Info

Date:
June 4, 2026

Time:
7:00-8:00pm

Location:
Online

Price:
€10/(€9 Members)

Register here
Join writer and academic Katherine O’Donnell in conversation with award-winning poet and writer Rosamund Taylor for an exploration of writing queer Irish Womanhood; past, present, and future. Katherine’s debut novel Slant (New Island Books) takes place between the peak of the 1980s/90s AIDS crisis and Ireland’s Marriage Referendum in 2015. Rosamund’s novel-in-verse Filly (Banshee Press) explores ‘sexual awakening, masochistic love, and the transformative possibilities of community’ (Banshee), in the tense atmosphere of an early-2000s Irish secondary school.

With works covering the span of three decades, these two writers are perfectly placed to uncover how Irish queer women’s stories have been unveiled; both at home and abroad.
This event will take place via Zoom and links will be sent out to attendees ahead of time. There will be a short audience Q&A at the end of the event.

This event is part of the Irish Writers Centre Pride 2026 programme, and we would like to thank Dublin City Council for their support in making this programming possible.

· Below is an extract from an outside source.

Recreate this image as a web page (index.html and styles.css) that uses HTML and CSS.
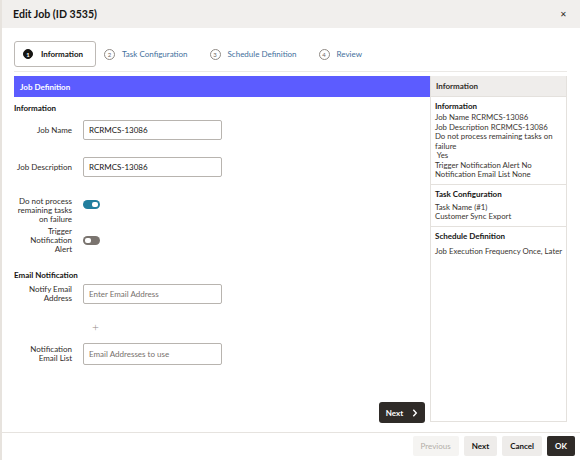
FILE: index.html
```html
<!DOCTYPE html>
<html>
<head>
<meta charset="utf-8">
<link rel="stylesheet" href="styles.css">
</head>
<body>
<div class="dialog">
  <header class="dlg-header">
    <h1 class="dlg-title">Edit Job (ID 3535)</h1>
    <span class="close">&#x2715;</span>
  </header>
  <div class="dlg-body">
    <nav class="train">
      <div class="step active"><span class="num">1</span><span class="step-label">Information</span></div>
      <div class="step"><span class="num">2</span><span class="step-label">Task Configuration</span></div>
      <div class="step"><span class="num">3</span><span class="step-label">Schedule Definition</span></div>
      <div class="step"><span class="num">4</span><span class="step-label">Review</span></div>
    </nav>
    <div class="content">
      <section class="main">
        <div class="bar">Job Definition</div>
        <div class="form">
          <div class="sub">Information</div>
          <div class="row row-input r1">
            <label class="lbl">Job Name</label>
            <div class="input">RCRMCS-13086</div>
          </div>
          <div class="row row-input r2">
            <label class="lbl">Job Description</label>
            <div class="input">RCRMCS-13086</div>
          </div>
          <div class="row row-toggle r3">
            <label class="lbl">Do not process remaining tasks on failure</label>
            <div class="toggle on"><span class="knob"></span></div>
          </div>
          <div class="row row-toggle r4">
            <label class="lbl">Trigger Notification Alert</label>
            <div class="toggle off"><span class="knob"></span></div>
          </div>
          <div class="sub sub2">Email Notification</div>
          <div class="row row-input r5">
            <label class="lbl">Notify Email Address</label>
            <div class="input ph">Enter Email Address</div>
          </div>
          <div class="row r6">
            <span></span>
            <span class="plus">+</span>
          </div>
          <div class="row row-input r7">
            <label class="lbl">Notification Email List</label>
            <div class="input ph tall">Email Addresses to use</div>
          </div>
        </div>
        <div class="actions">
          <button class="btn-next">Next
            <svg width="6" height="8" viewBox="0 0 6 8"><path d="M1.3 0.8 L4.3 4 L1.3 7.2" fill="none" stroke="#fff" stroke-width="1.4"/></svg>
          </button>
        </div>
      </section>
      <aside class="summary">
        <div class="sum-head">Information</div>
        <div class="sum-sec">
          <div class="sum-title">Information</div>
          <div class="sum-text">Job Name RCRMCS-13086<br>Job Description RCRMCS-13086<br>Do not process remaining tasks on failure<br>&nbsp;Yes<br>Trigger Notification Alert No<br>Notification Email List None</div>
        </div>
        <div class="sum-sec">
          <div class="sum-title">Task Configuration</div>
          <div class="sum-text">Task Name (#1)<br>Customer Sync Export</div>
        </div>
        <div class="sum-sec last">
          <div class="sum-title">Schedule Definition</div>
          <div class="sum-text">Job Execution Frequency Once, Later</div>
        </div>
      </aside>
    </div>
  </div>
  <footer class="dlg-footer">
    <button class="fbtn disabled">Previous</button>
    <button class="fbtn">Next</button>
    <button class="fbtn">Cancel</button>
    <button class="fbtn primary">OK</button>
  </footer>
</div>
</body>
</html>
```
FILE: styles.css
```css
* { box-sizing: border-box; }
html, body { margin: 0; padding: 0; }
body {
  font-family: Lato, "Noto Sans", sans-serif;
  color: #312d2a;
  background: #fff;
  width: 580px;
  height: 460px;
  overflow: hidden;
  font-size: 8px;
}
.dialog {
  display: flex;
  flex-direction: column;
  height: 460px;
  border-left: 2px solid #e7e3de;
}
.dlg-header {
  height: 28px;
  flex: none;
  background: #f1efed;
  display: flex;
  align-items: center;
  justify-content: space-between;
  padding: 0 13px 0 11px;
}
.dlg-title {
  margin: 0;
  font-size: 10.6px;
  font-weight: 700;
  color: #161513;
}
.close { font-size: 8px; color: #312d2a; }
.dlg-body {
  flex: 1;
  display: flex;
  flex-direction: column;
  padding: 13px 13px 10px 12px;
}
.train {
  display: flex;
  align-items: center;
  padding-bottom: 4px;
  border-bottom: 1px solid #ebe9e6;
}
.step {
  display: flex;
  align-items: center;
  height: 26px;
  padding: 0 11px 0 8px;
  gap: 7px;
  color: #3f6f9c;
  font-size: 8px;
  margin-right: 3px;
}
.step .num {
  width: 11px;
  height: 11px;
  border: 1px solid #8f8a85;
  border-radius: 50%;
  display: flex;
  align-items: center;
  justify-content: center;
  font-size: 6px;
  color: #6d6863;
}
.step.active {
  border: 1px solid #bdb9b5;
  border-radius: 3px;
  padding: 0 12px 0 8px;
  gap: 8px;
  color: #161513;
  font-weight: 700;
  margin-right: 0;
}
.step.active .num {
  width: 10px;
  height: 10px;
  background: #161513;
  border-color: #161513;
  color: #fff;
}
.content {
  flex: 1;
  display: flex;
  margin-top: 4px;
}
.main {
  flex: 1;
  display: flex;
  flex-direction: column;
}
.bar {
  height: 21px;
  background: #5c5cff;
  color: #fff;
  font-weight: 700;
  display: flex;
  align-items: center;
  padding-left: 6px;
}
.form { display: flex; flex-direction: column; }
.sub {
  font-weight: 700;
  line-height: 12px;
  margin-top: 5px;
  color: #161513;
}
.sub2 { margin-top: 15px; }
.row {
  display: grid;
  grid-template-columns: 58px 139px;
  column-gap: 11px;
  align-items: center;
}
.lbl {
  text-align: right;
  line-height: 9px;
  color: #312d2a;
}
.input {
  height: 20px;
  border: 1px solid #b8b4af;
  border-radius: 2px;
  display: flex;
  align-items: center;
  padding-left: 5px;
  color: #161513;
}
.input.tall { height: 22px; }
.input.ph { color: #77716c; }
.r1 { margin-top: 6px; }
.r2 { margin-top: 17px; }
.r3 { margin-top: 20px; align-items: start; }
.r4 { margin-top: 3px; }
.r5 { margin-top: 3px; }
.r6 { margin-top: 17px; }
.r7 { margin-top: 10px; }
.toggle {
  width: 17px;
  height: 9px;
  border-radius: 5px;
  position: relative;
}
.r3 .toggle { margin-top: 3px; }
.toggle.on { background: #227e9e; }
.toggle.off { background: #7a746f; }
.knob {
  position: absolute;
  top: 2px;
  width: 6px;
  height: 5px;
  border-radius: 2px;
  background: #fff;
}
.toggle.on .knob { right: 2px; }
.toggle.off .knob { left: 2px; }
.plus {
  font-size: 12px;
  line-height: 12px;
  color: #8f8a85;
  padding-left: 9px;
  font-weight: 300;
}
.actions {
  margin-top: auto;
  display: flex;
  justify-content: flex-end;
  padding-right: 5px;
}
.btn-next {
  height: 21px;
  width: 46px;
  background: #2f2b28;
  border: none;
  border-radius: 3px;
  color: #fff;
  font-family: inherit;
  font-size: 8px;
  font-weight: 700;
  display: flex;
  align-items: center;
  justify-content: center;
  gap: 9px;
  padding: 0;
  margin-bottom: -1px;
}
.summary {
  width: 137px;
  border: 1px solid #e4e1dd;
  border-top: none;
  display: flex;
  flex-direction: column;
  font-size: 7.8px;
}
.sum-head {
  height: 21px;
  background: #efedeb;
  font-weight: 700;
  font-size: 8px;
  display: flex;
  align-items: center;
  padding-left: 5px;
  border-bottom: 1px solid #e4e1dd;
}
.sum-sec {
  padding: 3px 3px 4px 4px;
  border-bottom: 1px solid #e4e1dd;
}
.sum-sec.last { border-bottom: none; }
.sum-title {
  font-weight: 700;
  font-size: 8px;
  line-height: 12px;
  color: #161513;
}
.sum-text {
  line-height: 9.5px;
  margin-top: 1px;
  color: #3a3632;
  white-space: normal;
}
.sum-sec + .sum-sec .sum-text { margin-top: 3px; }
.sum-sec.last .sum-text { margin-top: 5px; white-space: nowrap; }
.dlg-footer {
  flex: none;
  height: 28px;
  border-top: 1px solid #e6e3df;
  display: flex;
  justify-content: flex-end;
  align-items: flex-start;
  padding: 3px 5px 0 0;
  gap: 5px;
}
.fbtn {
  height: 20px;
  border: none;
  border-radius: 2px;
  background: #eeecea;
  color: #161513;
  font-family: inherit;
  font-size: 8px;
  font-weight: 700;
  padding: 0 8px;
}
.fbtn.disabled { background: #f5f4f2; color: #b3aea8; font-weight: 400; }
.fbtn.primary { background: #2f2b28; color: #fff; }
```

Katherine O’Donnell was born in Cork and spent her childhood on the naval base at Haulbowline island, attending a two-teacher school. She studied at University College Cork and later Boston College on a Fulbright Scholarship. She worked briefly as a journalist in RTÉ. Katherine is now Professor of the History of Ideas at UCD’s School of Philosophy. She has been an activist for many years, involved in, most notably, the Justice for Magdalenes Campaign and, more generally, with justice issues and the LGBTQ+ community. Katherine practices Buddhism and acupuncture and splits her time between Dublin, Cork and her converted camper van. Slant is her debut novel and it is published by New Island Books.

Rosamund Taylor’s debut collection, In Her Jaws (Banshee Press 2022), was shortlisted for the Seamus Heaney Poetry Prize for a First Collection. In 2025, she published Filly (Banshee Press), a novel-in-verse, which was selected as Cork’s One City One Book for 2026. Her work has been included in anthologies, such as He She They Us (PanMacmillan 2024), Queering the Green (2021), and she is one of three authors of Reflections Glimmer: Poems Exploring Ekphrasis (Tapsalteerie 2025). Her individual poems have won The Rialto/RSPB Nature and Place Poetry Prize (2025), The Telegraph Poetry Prize (2023), and The London Magazine Poetry Prize (2020).